[Stored records]
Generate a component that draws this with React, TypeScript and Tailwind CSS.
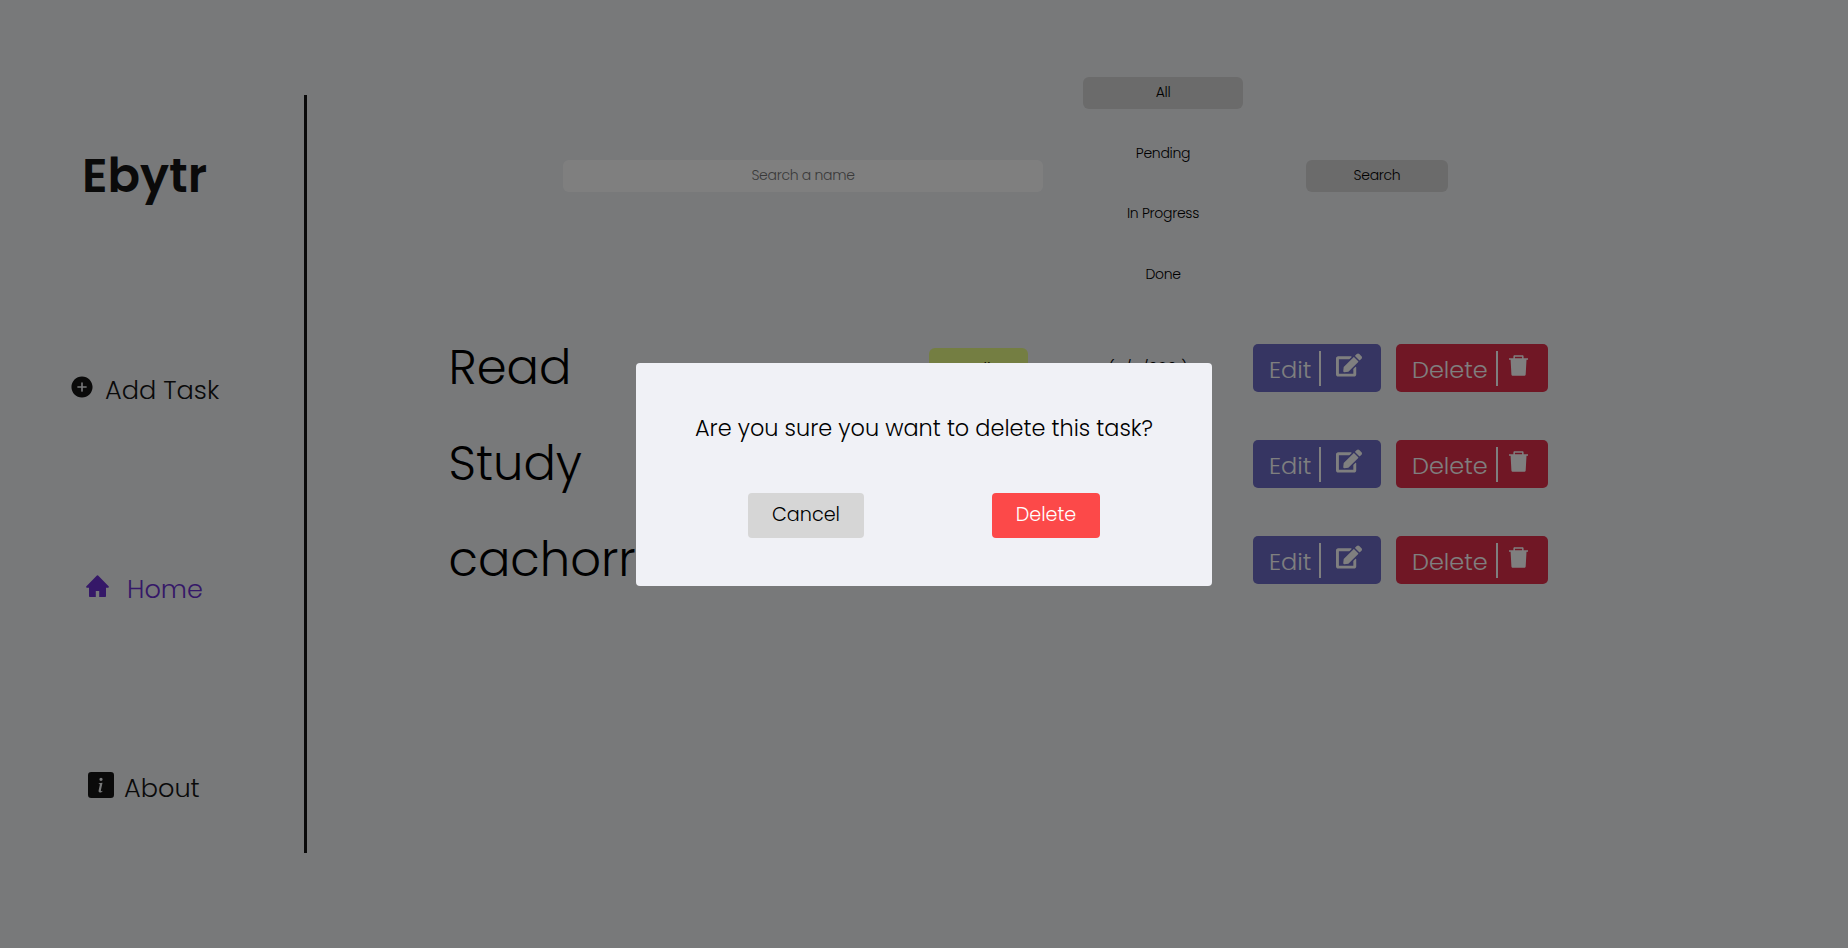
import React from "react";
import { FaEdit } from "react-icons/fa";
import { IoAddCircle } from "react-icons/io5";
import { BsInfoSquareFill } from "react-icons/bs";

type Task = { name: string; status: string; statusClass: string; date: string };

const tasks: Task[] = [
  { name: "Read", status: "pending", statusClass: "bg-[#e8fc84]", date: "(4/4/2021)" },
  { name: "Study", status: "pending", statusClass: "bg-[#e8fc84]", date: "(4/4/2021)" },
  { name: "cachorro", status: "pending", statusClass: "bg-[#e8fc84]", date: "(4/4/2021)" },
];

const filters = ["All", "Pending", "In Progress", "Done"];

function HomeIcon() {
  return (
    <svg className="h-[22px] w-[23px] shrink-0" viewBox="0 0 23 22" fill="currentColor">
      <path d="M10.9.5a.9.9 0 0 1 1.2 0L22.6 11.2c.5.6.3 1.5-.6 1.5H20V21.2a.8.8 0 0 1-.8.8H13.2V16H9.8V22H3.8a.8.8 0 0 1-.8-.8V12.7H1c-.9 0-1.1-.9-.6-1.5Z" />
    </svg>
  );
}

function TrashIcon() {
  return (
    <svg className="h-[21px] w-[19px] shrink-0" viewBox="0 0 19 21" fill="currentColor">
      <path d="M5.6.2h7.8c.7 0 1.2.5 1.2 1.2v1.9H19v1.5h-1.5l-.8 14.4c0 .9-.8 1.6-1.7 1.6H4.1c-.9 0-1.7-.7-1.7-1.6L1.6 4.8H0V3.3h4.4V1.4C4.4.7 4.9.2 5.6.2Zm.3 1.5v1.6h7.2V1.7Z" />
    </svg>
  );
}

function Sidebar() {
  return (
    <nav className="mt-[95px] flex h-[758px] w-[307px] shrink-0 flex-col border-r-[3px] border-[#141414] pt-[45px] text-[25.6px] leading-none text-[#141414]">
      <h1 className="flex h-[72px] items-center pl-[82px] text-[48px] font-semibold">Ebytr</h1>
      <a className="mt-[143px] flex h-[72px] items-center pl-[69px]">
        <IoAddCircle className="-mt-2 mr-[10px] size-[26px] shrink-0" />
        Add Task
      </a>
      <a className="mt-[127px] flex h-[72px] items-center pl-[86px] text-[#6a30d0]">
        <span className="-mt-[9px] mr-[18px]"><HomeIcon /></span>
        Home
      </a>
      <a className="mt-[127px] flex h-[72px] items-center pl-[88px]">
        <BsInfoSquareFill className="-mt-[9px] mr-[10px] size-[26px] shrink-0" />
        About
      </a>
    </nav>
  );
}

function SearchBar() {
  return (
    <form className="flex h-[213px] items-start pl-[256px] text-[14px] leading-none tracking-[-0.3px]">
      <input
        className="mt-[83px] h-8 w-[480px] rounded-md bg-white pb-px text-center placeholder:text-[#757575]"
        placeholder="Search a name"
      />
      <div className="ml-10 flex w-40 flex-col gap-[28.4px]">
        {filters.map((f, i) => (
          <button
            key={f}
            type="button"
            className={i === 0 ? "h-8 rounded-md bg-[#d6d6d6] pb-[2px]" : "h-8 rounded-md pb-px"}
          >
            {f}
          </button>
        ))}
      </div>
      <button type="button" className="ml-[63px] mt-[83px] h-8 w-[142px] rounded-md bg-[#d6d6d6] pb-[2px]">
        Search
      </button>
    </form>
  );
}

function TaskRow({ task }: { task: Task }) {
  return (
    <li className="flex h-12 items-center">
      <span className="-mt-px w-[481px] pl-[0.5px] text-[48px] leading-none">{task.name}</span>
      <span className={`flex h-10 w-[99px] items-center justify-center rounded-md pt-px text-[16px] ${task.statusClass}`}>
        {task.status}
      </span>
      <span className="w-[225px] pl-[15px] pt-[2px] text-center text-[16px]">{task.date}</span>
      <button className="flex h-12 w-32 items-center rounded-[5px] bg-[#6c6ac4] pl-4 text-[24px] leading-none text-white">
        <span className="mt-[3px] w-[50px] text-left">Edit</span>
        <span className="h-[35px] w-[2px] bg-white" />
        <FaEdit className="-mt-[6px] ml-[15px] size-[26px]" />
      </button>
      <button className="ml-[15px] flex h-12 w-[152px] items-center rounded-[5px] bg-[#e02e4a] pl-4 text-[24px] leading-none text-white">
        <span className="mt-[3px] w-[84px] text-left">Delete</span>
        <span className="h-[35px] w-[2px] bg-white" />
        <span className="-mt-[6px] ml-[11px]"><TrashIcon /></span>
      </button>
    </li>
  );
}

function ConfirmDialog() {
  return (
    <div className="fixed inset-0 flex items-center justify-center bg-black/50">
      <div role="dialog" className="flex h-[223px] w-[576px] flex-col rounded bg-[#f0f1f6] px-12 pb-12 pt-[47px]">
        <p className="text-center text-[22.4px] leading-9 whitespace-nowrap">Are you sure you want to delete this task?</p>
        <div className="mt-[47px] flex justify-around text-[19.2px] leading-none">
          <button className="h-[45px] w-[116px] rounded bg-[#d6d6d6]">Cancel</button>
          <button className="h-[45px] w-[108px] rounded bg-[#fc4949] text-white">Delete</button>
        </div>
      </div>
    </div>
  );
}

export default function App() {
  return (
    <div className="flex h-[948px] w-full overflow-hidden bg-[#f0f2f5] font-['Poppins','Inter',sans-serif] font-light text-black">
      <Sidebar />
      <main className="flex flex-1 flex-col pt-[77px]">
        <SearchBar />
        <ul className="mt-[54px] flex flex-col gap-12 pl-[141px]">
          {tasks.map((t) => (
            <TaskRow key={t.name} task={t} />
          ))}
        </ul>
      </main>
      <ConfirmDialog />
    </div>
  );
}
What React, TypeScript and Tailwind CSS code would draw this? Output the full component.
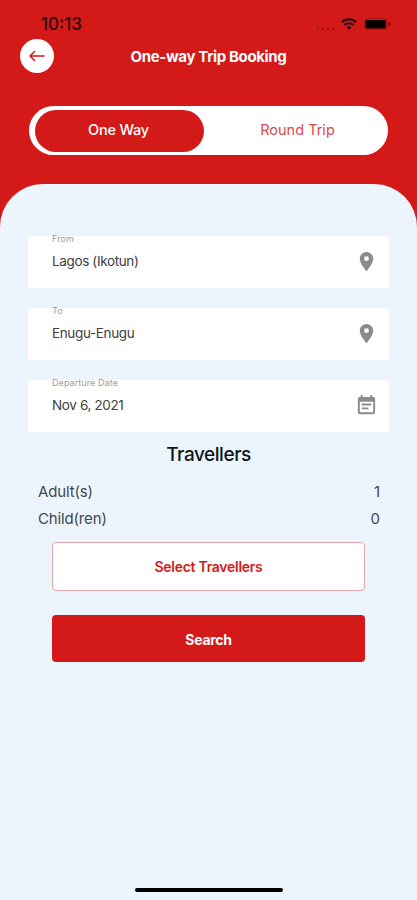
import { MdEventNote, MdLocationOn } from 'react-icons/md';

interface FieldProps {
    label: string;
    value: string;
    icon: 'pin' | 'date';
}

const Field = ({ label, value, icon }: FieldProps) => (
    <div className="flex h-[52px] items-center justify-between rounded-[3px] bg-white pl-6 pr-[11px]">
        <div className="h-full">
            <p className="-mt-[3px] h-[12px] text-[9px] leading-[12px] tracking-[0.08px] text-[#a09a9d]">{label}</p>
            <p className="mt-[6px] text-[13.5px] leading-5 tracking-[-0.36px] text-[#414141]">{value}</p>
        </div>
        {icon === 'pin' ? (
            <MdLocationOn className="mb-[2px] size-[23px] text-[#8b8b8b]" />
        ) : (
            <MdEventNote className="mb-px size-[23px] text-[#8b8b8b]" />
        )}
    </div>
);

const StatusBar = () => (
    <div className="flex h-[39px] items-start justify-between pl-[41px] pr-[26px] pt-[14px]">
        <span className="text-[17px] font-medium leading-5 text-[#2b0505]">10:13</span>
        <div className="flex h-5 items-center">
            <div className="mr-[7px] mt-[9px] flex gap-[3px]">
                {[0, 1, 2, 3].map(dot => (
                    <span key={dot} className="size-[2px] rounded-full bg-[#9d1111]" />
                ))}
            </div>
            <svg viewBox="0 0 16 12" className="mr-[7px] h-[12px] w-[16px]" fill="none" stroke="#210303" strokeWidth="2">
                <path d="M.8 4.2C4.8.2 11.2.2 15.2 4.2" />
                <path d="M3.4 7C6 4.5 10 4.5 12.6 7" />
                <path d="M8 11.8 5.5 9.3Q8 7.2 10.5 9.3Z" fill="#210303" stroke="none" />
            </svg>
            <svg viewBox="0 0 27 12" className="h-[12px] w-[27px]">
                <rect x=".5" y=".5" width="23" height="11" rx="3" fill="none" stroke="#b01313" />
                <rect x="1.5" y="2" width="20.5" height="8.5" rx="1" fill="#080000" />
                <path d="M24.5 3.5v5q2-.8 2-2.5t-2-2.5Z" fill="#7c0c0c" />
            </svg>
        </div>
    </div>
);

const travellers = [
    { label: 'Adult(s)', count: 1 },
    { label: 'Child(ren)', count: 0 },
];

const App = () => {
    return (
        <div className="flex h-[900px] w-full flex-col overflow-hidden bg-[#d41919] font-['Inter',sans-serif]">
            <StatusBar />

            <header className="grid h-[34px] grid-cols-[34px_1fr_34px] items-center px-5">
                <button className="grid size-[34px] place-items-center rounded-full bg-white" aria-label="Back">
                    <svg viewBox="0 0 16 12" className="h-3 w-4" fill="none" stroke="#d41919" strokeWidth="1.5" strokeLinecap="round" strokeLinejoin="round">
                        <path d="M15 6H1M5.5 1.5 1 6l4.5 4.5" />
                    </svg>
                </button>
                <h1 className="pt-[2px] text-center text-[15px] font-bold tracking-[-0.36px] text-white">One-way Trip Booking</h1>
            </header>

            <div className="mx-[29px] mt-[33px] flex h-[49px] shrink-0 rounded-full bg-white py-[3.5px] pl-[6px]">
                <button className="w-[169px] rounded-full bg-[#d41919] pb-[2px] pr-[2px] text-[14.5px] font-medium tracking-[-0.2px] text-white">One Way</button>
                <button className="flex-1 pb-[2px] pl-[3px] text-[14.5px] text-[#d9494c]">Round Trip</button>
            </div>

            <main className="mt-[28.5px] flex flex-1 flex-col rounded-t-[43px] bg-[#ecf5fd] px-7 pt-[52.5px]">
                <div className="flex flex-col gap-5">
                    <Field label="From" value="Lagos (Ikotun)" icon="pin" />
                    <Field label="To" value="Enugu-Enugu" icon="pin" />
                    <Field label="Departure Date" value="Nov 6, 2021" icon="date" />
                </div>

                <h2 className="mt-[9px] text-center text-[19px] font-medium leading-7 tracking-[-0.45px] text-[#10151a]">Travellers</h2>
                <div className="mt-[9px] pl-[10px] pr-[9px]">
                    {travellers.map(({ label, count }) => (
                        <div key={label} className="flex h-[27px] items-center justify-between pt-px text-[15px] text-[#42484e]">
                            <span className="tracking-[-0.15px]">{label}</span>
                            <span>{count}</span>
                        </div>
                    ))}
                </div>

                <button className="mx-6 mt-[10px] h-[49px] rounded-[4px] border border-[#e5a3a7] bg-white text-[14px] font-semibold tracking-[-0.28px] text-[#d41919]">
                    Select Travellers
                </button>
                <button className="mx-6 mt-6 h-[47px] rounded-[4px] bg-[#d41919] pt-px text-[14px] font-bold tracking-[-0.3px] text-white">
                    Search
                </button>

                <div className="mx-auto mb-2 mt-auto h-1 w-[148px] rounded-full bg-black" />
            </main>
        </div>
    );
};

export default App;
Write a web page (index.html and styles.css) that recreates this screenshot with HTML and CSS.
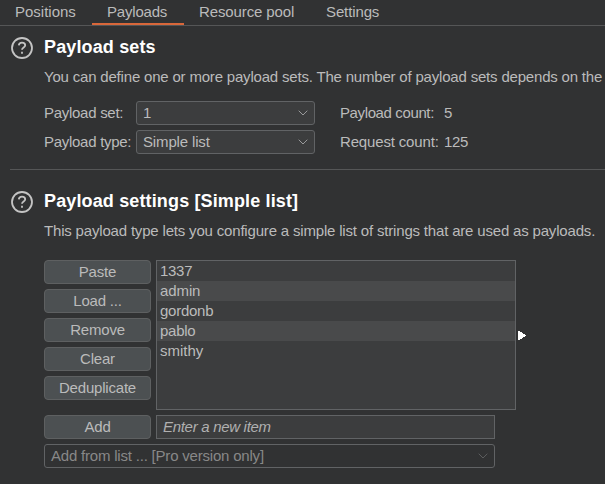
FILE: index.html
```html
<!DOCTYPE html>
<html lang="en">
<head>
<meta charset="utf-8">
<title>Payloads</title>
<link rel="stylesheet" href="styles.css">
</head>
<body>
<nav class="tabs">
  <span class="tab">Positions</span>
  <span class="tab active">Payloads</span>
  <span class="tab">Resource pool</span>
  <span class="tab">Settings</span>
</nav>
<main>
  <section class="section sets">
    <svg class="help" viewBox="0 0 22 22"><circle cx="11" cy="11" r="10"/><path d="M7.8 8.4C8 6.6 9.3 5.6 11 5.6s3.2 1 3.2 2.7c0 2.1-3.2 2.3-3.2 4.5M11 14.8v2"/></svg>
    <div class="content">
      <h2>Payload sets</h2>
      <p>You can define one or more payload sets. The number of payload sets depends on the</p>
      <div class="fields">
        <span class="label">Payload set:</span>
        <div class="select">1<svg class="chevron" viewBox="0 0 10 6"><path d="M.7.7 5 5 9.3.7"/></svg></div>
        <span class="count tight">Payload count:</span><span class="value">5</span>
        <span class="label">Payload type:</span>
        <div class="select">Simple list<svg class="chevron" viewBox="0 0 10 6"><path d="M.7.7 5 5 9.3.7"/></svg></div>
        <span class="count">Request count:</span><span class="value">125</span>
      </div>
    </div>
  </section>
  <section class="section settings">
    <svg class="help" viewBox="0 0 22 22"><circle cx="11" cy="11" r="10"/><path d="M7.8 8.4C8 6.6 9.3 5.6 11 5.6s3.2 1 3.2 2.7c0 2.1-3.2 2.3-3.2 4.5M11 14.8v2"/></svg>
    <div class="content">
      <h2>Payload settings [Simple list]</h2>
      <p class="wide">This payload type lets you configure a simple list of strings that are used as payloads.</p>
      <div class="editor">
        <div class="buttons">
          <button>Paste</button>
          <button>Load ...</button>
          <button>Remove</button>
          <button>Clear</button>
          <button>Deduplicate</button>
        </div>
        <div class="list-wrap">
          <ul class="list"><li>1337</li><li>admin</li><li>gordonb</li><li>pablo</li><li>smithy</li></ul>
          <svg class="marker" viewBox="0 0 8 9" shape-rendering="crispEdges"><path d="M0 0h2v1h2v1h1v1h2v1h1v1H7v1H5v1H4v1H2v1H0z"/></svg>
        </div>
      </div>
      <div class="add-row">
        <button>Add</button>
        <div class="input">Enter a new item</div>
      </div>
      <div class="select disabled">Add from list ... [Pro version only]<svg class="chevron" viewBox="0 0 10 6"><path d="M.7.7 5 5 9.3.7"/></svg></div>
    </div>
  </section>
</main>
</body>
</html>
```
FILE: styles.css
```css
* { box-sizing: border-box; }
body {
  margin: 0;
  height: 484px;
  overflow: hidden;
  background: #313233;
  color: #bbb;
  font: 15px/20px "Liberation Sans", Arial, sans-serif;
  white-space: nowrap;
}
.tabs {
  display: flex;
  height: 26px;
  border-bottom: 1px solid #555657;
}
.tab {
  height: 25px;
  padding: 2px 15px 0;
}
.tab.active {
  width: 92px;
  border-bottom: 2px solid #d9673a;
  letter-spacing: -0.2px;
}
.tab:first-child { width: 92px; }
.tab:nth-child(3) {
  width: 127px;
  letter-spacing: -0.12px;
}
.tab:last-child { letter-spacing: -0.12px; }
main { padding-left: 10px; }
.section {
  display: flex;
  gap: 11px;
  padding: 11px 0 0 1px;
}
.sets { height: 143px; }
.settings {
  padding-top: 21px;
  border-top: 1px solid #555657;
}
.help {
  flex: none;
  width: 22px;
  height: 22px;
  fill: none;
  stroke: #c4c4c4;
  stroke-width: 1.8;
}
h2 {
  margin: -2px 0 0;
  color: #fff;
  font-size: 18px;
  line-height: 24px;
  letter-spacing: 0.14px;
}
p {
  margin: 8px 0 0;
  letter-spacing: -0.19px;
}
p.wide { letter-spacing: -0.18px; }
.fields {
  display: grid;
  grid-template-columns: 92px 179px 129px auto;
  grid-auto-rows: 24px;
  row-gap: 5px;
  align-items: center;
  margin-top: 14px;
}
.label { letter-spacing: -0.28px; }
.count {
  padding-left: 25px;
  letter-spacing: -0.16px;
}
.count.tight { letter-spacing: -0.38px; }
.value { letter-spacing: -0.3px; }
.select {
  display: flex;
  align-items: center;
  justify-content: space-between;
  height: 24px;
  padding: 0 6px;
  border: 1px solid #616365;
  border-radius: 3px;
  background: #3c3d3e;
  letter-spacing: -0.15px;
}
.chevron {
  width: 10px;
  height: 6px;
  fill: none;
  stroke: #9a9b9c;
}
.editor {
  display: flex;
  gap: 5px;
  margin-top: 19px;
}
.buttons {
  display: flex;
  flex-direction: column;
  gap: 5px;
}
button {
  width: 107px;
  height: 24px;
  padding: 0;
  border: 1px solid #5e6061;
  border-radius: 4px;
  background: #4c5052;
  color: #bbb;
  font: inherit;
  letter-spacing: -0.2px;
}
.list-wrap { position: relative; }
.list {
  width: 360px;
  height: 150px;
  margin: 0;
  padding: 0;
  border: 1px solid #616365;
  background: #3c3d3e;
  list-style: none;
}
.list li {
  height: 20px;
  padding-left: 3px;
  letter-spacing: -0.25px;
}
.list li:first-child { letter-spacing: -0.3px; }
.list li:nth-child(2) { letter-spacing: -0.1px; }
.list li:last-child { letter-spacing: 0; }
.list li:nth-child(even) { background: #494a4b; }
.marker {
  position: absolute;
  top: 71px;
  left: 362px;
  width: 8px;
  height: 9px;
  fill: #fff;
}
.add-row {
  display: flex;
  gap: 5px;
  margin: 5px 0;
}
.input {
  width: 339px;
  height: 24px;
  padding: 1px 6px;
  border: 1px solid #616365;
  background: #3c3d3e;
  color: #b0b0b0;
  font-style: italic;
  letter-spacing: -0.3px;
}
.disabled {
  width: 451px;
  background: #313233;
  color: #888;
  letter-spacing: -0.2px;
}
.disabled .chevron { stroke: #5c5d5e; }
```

◆ **GIVEN INSTRUCTION**: Select every line in the records above that contains the word "component".

◆ **RESULT OF THIS EXERCISE**:
Generate a component that draws this with React, TypeScript and Tailwind CSS.
What React, TypeScript and Tailwind CSS code would draw this? Output the full component.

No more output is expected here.